Retraites : circulez, il n’y a plus rien à voir !

Éric Dupond-Moretti, ministre de la Justice, à l’Assemblée nationale, le 28 mars 2023. ©Assemblée nationale

Pif magazine, aujourd’hui Pif Gadget, était historiquement publié par le Parti communiste. Aujourd’hui, il appartient à un ancien ministre de Nicolas Sarkozy. C’est donc avec impatience que l’on a pu découvrir l’interview d’Emmanuel Macron, le 29 mars, dans le magazine. Le chef de l’État y répond aux questions des enfants, ce qui, à tout prendre, est moins dangereux que d’échanger avec un piquet de grève.

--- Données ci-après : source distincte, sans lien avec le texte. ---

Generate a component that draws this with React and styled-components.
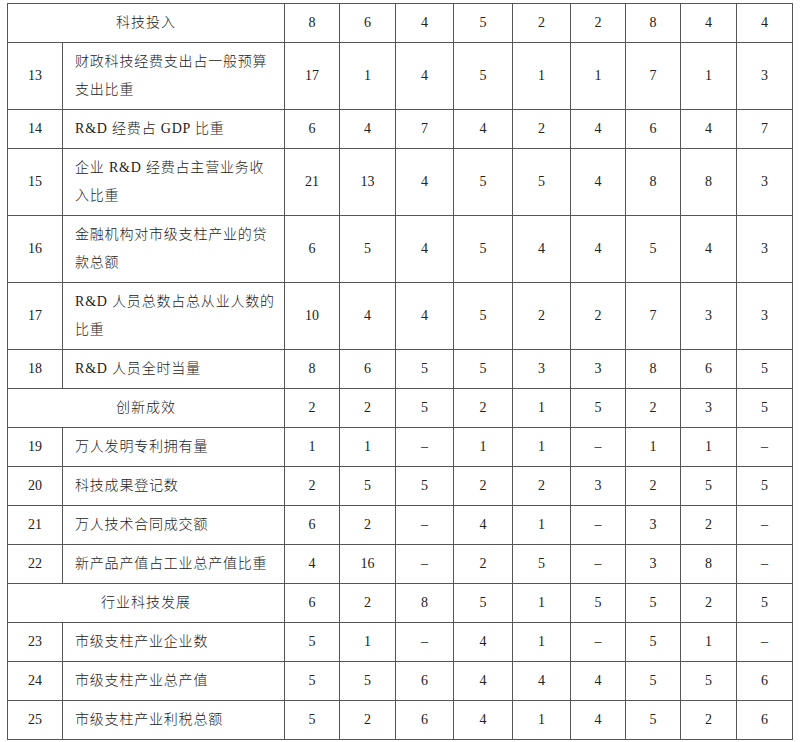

« Pouvez-vous quitter votre poste en plein mandat, et comment ça se passerait si vous le quittiez ? », lui demande la petite Mélina qui remplacerait avantageusement certains journalistes du 13 heures. « Si tu le quittes, c’est qu’il peut y avoir une énorme crise et que tu es empêché, répond Emmanuel Macron. À ce moment-là, tu remets ton mandat aux Français, et le peuple vote à nouveau. »

En voilà une idée qui est bonne. Mais visiblement, Emmanuel Macron n’en est pas encore parvenu à ce niveau de réflexion.

Passé à autre chose

Il était, jeudi 30 mars, à Savines-le-Lac, dans les Hautes-Alpes, pour parler de l’eau. La commune est en effet à deux pas du lac de Serre-Ponçon. 

Oui, alors, le comité d’accueil, là, a commencé de nouveau à taper sur les voitures, à se faire entendre.

Journaliste, BFMTV, 30 mars 2023

Il y a une contestation sociale qui existe sur une réforme mais ça ne veut pas dire que tout doit s’arrêter. J’ai le sentiment qu’il y a eu un moment de clarification politique qui a donné lieu à un vote à l’Assemblée nationale. Après qu’il y ait des commentaires, c’est une chose, mais… ça a été clarifié au moment du vote sur la motion de censure.

Emmanuel Macron, président de la République, CNews, 30 mars 2023

Si vous n’avez pas compris le message de ce double exercice de communication, le voici : le président de la République est passé à autre chose. La séquence des retraites, c’est fini. Au moins pour lui.

« L’intensité de l’opposition augmente »

Mais voilà, jusqu’au 14 avril, le suspense demeure. C’est à cette date que le Conseil constitutionnel rendra sa décision sur la réforme des retraites. Peut-être trouvera-t-on la porte de sortie d’une situation politique qui se dégrade de jour en jour. 

La mobilisation, elle, ne faiblit pas. Selon les syndicats, les cortèges de mardi 28 mars n’ont rassemblé que deux millions de manifestants, soit un million et demi de personnes de moins que le 23 mars. Ce chiffre reste toutefois dans la moyenne des journées de mobilisation. Il est par exemple supérieur aux deux journées de manifestations qui ont précédé le 23 mars. Conclure à un reflux du mouvement est par conséquent prématuré. Mercredi 29 mars, à l’Assemblée, on croyait toujours à la victoire.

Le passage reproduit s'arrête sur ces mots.